**What is expected:**
Copy down every line where the string "page" shows up.

**Raw data:**
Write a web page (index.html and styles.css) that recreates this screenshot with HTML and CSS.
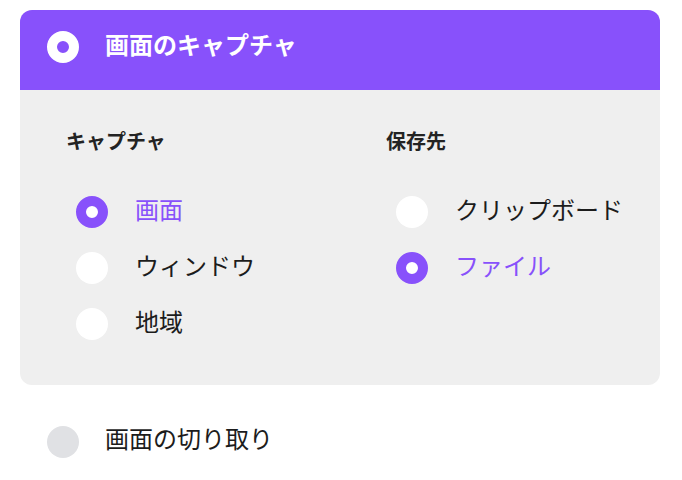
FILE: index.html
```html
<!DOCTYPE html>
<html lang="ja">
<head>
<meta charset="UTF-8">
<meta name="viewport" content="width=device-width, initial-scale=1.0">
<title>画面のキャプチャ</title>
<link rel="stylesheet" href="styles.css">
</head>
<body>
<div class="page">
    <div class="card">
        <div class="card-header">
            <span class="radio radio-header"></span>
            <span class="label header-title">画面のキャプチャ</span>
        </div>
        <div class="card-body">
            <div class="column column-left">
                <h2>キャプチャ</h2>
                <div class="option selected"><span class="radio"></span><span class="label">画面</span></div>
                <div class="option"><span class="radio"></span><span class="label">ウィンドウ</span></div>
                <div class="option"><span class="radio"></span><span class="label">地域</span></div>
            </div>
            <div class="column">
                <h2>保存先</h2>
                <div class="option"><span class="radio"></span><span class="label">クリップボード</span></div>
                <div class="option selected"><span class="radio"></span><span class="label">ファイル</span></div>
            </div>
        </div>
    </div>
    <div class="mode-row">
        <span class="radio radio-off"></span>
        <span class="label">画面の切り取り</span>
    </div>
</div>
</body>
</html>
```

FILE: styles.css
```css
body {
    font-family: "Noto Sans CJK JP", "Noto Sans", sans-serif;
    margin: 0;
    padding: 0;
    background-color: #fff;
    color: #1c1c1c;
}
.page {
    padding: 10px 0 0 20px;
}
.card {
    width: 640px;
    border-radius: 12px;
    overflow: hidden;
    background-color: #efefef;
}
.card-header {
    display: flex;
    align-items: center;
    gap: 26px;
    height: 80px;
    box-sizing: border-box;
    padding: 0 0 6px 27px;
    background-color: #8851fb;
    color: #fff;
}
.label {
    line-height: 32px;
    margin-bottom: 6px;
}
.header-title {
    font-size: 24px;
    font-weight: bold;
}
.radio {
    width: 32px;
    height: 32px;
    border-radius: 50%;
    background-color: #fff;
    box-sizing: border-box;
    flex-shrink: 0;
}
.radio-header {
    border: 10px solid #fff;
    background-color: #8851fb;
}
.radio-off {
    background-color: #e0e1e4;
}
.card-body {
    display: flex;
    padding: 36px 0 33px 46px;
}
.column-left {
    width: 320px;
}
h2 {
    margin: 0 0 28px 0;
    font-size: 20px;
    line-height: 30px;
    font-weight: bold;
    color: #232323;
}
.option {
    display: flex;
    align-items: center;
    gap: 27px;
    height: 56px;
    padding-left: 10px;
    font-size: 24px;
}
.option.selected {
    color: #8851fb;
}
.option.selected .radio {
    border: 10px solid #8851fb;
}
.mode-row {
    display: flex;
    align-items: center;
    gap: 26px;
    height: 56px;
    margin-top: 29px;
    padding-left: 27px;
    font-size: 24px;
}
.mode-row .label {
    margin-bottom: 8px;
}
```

**Written reply:**
Write a web page (index.html and styles.css) that recreates this screenshot with HTML and CSS.
<div class="page">
.page {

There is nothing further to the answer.